The ASA agreed, ruling that the ad must not be broadcast in its current form. Crucially, it also contested Coral’s assertion that the men were not influenced by the female jockey to place a bet, as they were already discussing the placing of a bet when she entered the shop.

“We considered that the manner in which her entrance was shown placed an immediate emphasis on her sexual attractiveness, because the camera angle initially focused on her knee-high boots and then cut to showing an outfit that also featured tight jodhpurs, a whip and a jersey cut to show her midriff,” the ASA stated.

Sounds like they studied this thing pretty carefully, eh?

“Viewers would be likely to understand the men’s reactions to the woman’s presence as being signs of their attraction to her, rather than excitement at the odds she held up on a card at one point in the ad,” ASA added.

Enhanced Attractiveness

Gambling advertising in the UK is heavily regulated by the Department of Culture, Media and Sport, as per the Gambling Act 2005, and may not contain content that is deemed to be socially irresponsible. Regulations state that advertising may not “link gambling to seduction, sexual success or enhanced attractiveness,” which is the rule Coral have fallen foul of, according to the ASA.

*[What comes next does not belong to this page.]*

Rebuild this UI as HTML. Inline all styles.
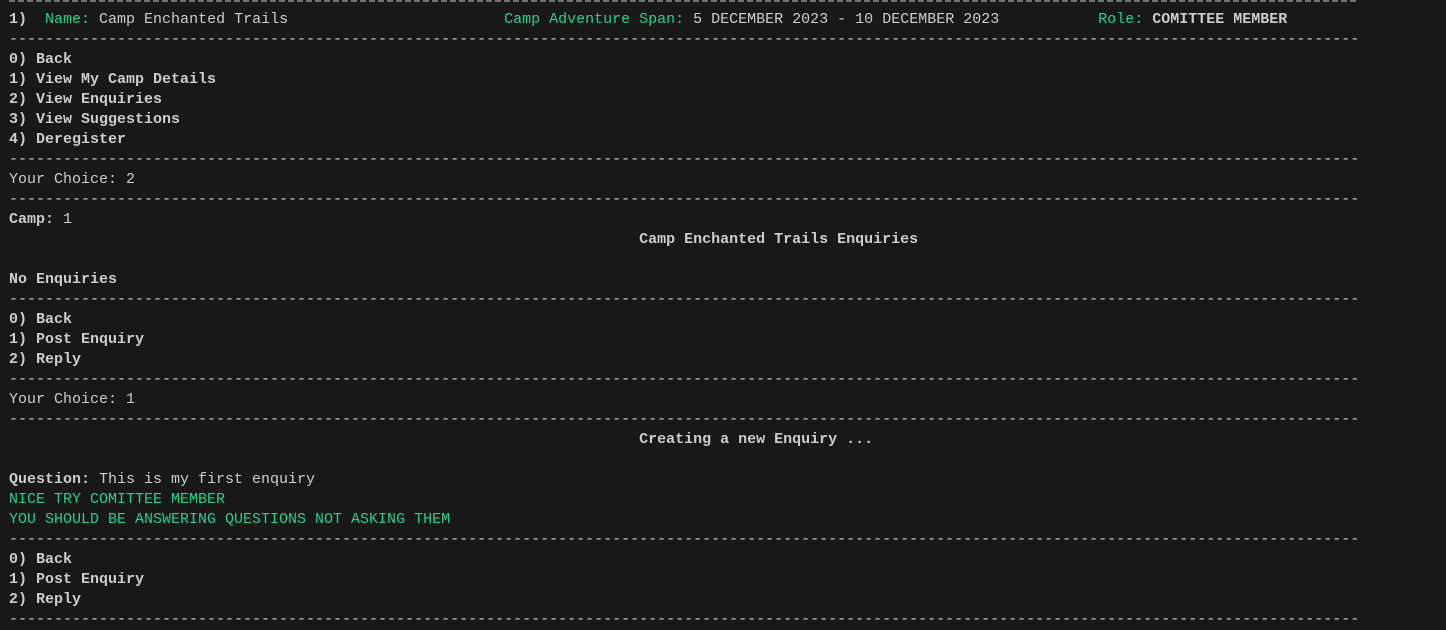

Other rules state that: “no one who is, or seems to be under-25 years old may be featured gambling,” and that advertising may not “suggest that gambling can be a solution to financial concerns, an alternative to employment or a way to achieve financial security,” nor can it “suggest that gambling can enhance personal qualities, for example, that it can improve self-image or self-esteem, or is a way to gain control, superiority, recognition or admiration.”

Irish bookmaker PaddyPower, which has a history of deliberately courting controversy through its advertising, was recently forced to pull an offensive print ad that trivialized the Oscar Pistorius murder trial. The ad offered odds on the outcome of the trial and stated that bettors would receive their money back if Pistorius was found not guilty.